Coca-Cola’s 1915 brief for the contour bottle called for a “bottle so distinct that you would recognize it by feel in the dark or lying broken on the ground.” Unmistakable at its best.

We live in an increasingly visual age where consumers have become experts at seeing. They seek out all that is charming, interesting and photogenic and reject the rest. Unmistakable design cuts through the clutter and helps place brands top of mind.

Q: Do brands approach you asking to be made iconic? If so, what do you tell them?

Brands often approach us asking us to “Do a Coke”. Alas, there isn’t a formula for this, secret or otherwise. If we had a guaranteed formula for producing great design work, our lives would be so much simpler. We could give the formula a catchy name and trademark it; maybe print it on t-shirts.

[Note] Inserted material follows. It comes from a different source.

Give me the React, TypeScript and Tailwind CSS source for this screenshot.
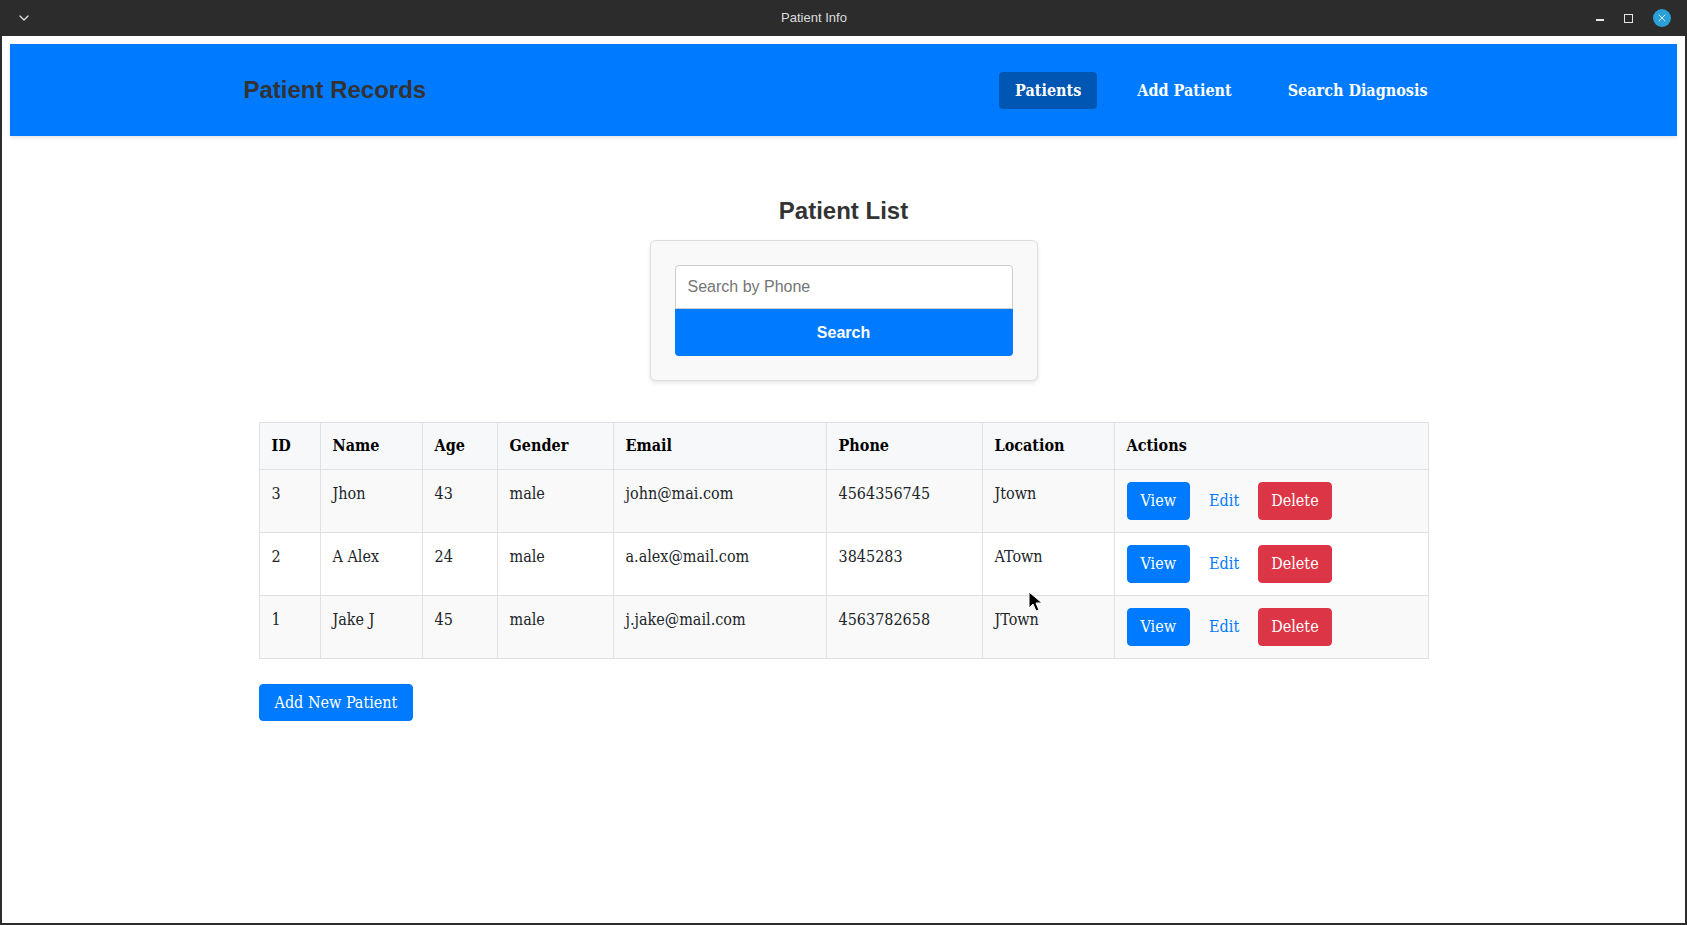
import { ChevronDown, X } from 'lucide-react'

const serif = 'font-["DejaVu_Serif",serif] [font-stretch:condensed]'
const sans = 'font-["Liberation_Sans",Arial,sans-serif]'

const patients = [
  { id: 3, name: 'Jhon', age: 43, gender: 'male', email: 'john@mai.com', phone: '4564356745', location: 'Jtown' },
  { id: 2, name: 'A Alex', age: 24, gender: 'male', email: 'a.alex@mail.com', phone: '3845283', location: 'ATown' },
  { id: 1, name: 'Jake J', age: 45, gender: 'male', email: 'j.jake@mail.com', phone: '4563782658', location: 'JTown' },
]

const columns = [
  { label: 'ID', w: 'w-[61px]' },
  { label: 'Name', w: 'w-[102px]' },
  { label: 'Age', w: 'w-[75px]' },
  { label: 'Gender', w: 'w-[116px]' },
  { label: 'Email', w: 'w-[213px]' },
  { label: 'Phone', w: 'w-[156px]' },
  { label: 'Location', w: 'w-[132px]' },
  { label: 'Actions', w: 'w-[314px]' },
]

function TitleBar() {
  return (
    <div className="relative flex h-9 shrink-0 items-center bg-[#2c2c2c] px-4">
      <ChevronDown className="h-4 w-4 text-[#e0e0e0]" strokeWidth={2} />
      <div className={`flex-1 text-center text-[13px] text-[#dcdcdc] ${sans}`}>Patient Info</div>
      <div className="flex items-center gap-5">
        <span className="mt-1 block h-[1.5px] w-[8px] bg-[#e6e6e6]" />
        <span className="block h-[9px] w-[9px] border-[1.5px] border-[#e6e6e6]" />
        <span className="flex h-[18px] w-[18px] items-center justify-center rounded-full bg-[#2a9fd8]">
          <X className="h-3 w-3 text-white" strokeWidth={1.5} />
        </span>
      </div>
    </div>
  )
}

function NavBar() {
  return (
    <nav className="h-[92px] bg-[#007bff] shadow-[0_2px_4px_rgba(0,0,0,0.1)]">
      <div className="mx-auto flex h-full max-w-[1200px] items-center justify-between">
        <h1 className={`text-[24px] font-bold text-[#333] ${sans}`}>Patient Records</h1>
        <ul className={`flex gap-6 text-[16px] font-bold text-white ${serif}`}>
          {['Patients', 'Add Patient', 'Search Diagnosis'].map((item, i) => (
            <li key={item}>
              <a
                href="#"
                className={`block rounded px-4 py-[6px] leading-[25px] ${i === 0 ? 'bg-[#0056b3]' : ''}`}
              >
                {item}
              </a>
            </li>
          ))}
        </ul>
      </div>
    </nav>
  )
}

function SearchCard() {
  return (
    <div className="mx-auto w-[388px] rounded-md border border-[#ddd] bg-[#f9f9f9] p-6 shadow-[0_2px_4px_rgba(0,0,0,0.1)]">
      <input
        type="text"
        placeholder="Search by Phone"
        className={`block h-[44px] w-full rounded-t border border-[#ccc] bg-white px-3 text-[16px] text-[#333] placeholder:text-[#757575] ${sans}`}
      />
      <button
        className={`block h-[47px] w-full rounded-b bg-[#007bff] text-[16px] font-bold text-white ${sans}`}
      >
        Search
      </button>
    </div>
  )
}

function PatientTable() {
  return (
    <table className={`mt-[41px] w-full table-fixed border-collapse text-[16px] text-[#212529] ${serif}`}>
      <thead>
        <tr className="bg-[#f7f8f9]">
          {columns.map((c) => (
            <th
              key={c.label}
              className={`${c.w} border border-[#dee2e6] px-3 py-[11px] text-left font-bold leading-6 text-black`}
            >
              {c.label}
            </th>
          ))}
        </tr>
      </thead>
      <tbody>
        {patients.map((p, i) => (
          <tr key={p.id} className={i % 2 === 0 ? 'bg-[#f9f9f9]' : 'bg-white'}>
            {[p.id, p.name, p.age, p.gender, p.email, p.phone, p.location].map((v, j) => (
              <td key={j} className="border border-[#dee2e6] px-3 py-3 align-top leading-6">
                {v}
              </td>
            ))}
            <td className="border border-[#dee2e6] px-3 py-3 align-top">
              <div className="flex items-center gap-[6px]">
                <button className="rounded border border-[#007bff] bg-[#007bff] px-[13px] py-[6px] leading-[24px] text-white">
                  View
                </button>
                <button className="border border-transparent px-3 py-[6px] leading-[24px] text-[#007bff]">Edit</button>
                <button className="rounded border border-[#dc3545] bg-[#dc3545] px-3 py-[6px] leading-[24px] text-white">
                  Delete
                </button>
              </div>
            </td>
          </tr>
        ))}
      </tbody>
    </table>
  )
}

export default function App() {
  return (
    <div className="flex h-[925px] w-[1687px] flex-col overflow-hidden bg-[#2c2c2c]">
      <TitleBar />
      <div className="relative mx-[2px] mb-[2px] flex-1 bg-white p-2">
        <NavBar />
        <main className="mx-auto max-w-[1170px] pt-[60px]">
          <h2 className={`mb-[15px] text-center text-[24px] font-bold leading-[29px] text-[#333] ${sans}`}>
            Patient List
          </h2>
          <SearchCard />
          <PatientTable />
          <button
            className={`mt-[25px] rounded border border-[#007bff] bg-[#007bff] px-[15px] py-[5px] text-[16px] leading-[25px] text-white ${serif}`}
          >
            Add New Patient
          </button>
        </main>

        {/* mouse pointer */}
        <svg className="absolute left-[1026px] top-[555px]" width="16" height="22" viewBox="0 0 16 22">
          <path d="M1 1 L1 17 L5 13 L8 20 L11 19 L8 12 L14 12 Z" fill="#000" stroke="#fff" strokeWidth="1" />
        </svg>
      </div>
    </div>
  )
}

But we don’t.

Design as a discipline tends to be overlooked. It isn’t glamorous, it doesn’t cruise around Cannes aboard a Super Yacht. It’s more of a hard-working tugboat, small but mighty, capable of maneuvering the largest cruise ship in any given direction.

There is a surprisingly limited understanding as to what makes a brand iconic and more importantly of the work required to become iconic. A brand needs to be ready and open to change. The brand also needs to be accepting and welcoming of the unmistakable, however illogical or unpopular it may seem. There’s every chance it could be your greatest asset. The odd and the unusual are memorable and have the power to become truly iconic.

Q: From a branding and design standpoint, what are some brands―not just from your portfolio―that you think are particularly well done? Is it because they have an “unmistakable” approach?

There is a glorious era of design where brands weren’t afraid to stand for something different. Two horses tearing apart a pair of Levi’s, a dead lion filled with bees on Lyle’s Golden Syrup, a green pickle that evokes all things Heinz, regardless of their pickle content. It was an era when founders had a whim, unexpected but memorable, and they ran with it. No research groups, analytics or metrics. The continued success of these brands is in avoiding the urge to erase the unusual.

The successful modern brands have confident CMO/CEOs that champion design from within- someone with a founder’s spirit who isn’t swayed by committees or constraints. These are the brands that have the capability to portray the strong sense of self that defies convention, flies in the face of research and squares up to the norm.

Q: How do you think the advertising industry overall regards the discipline of branding and design, especially given the business impacts you’ve described in the previous questions? What assumptions do people have that you would challenge?

Design as a discipline tends to be overlooked. It isn’t glamorous, it doesn’t cruise around Cannes aboard a Super Yacht. It’s more of a hard-working tugboat, small but mighty, capable of maneuvering the largest cruise ship in any given direction.

You can’t opt-out of design, it’s woven into the fabric of everyday experiences. Across the board, our clients are shifting budgets away from the “sell” and investing in the experience along with the development of distinctive assets. Used effectively, design is an investment, not a cost.

Some see design as decoration, but we hope to change that. Design is ultimately about discipline, communication and problem-solving.

Q: What advice would you give to a brand marketer considering a new brand identity or brand refresh?

Choose your partner wisely, you get what you pay for. Remove silos, work collaboratively.

Trust your gut, reject the norm.

Have the decision-makers in the room.

Be nice, demand the same in return.

And above all, be patient, it takes years to become an overnight success.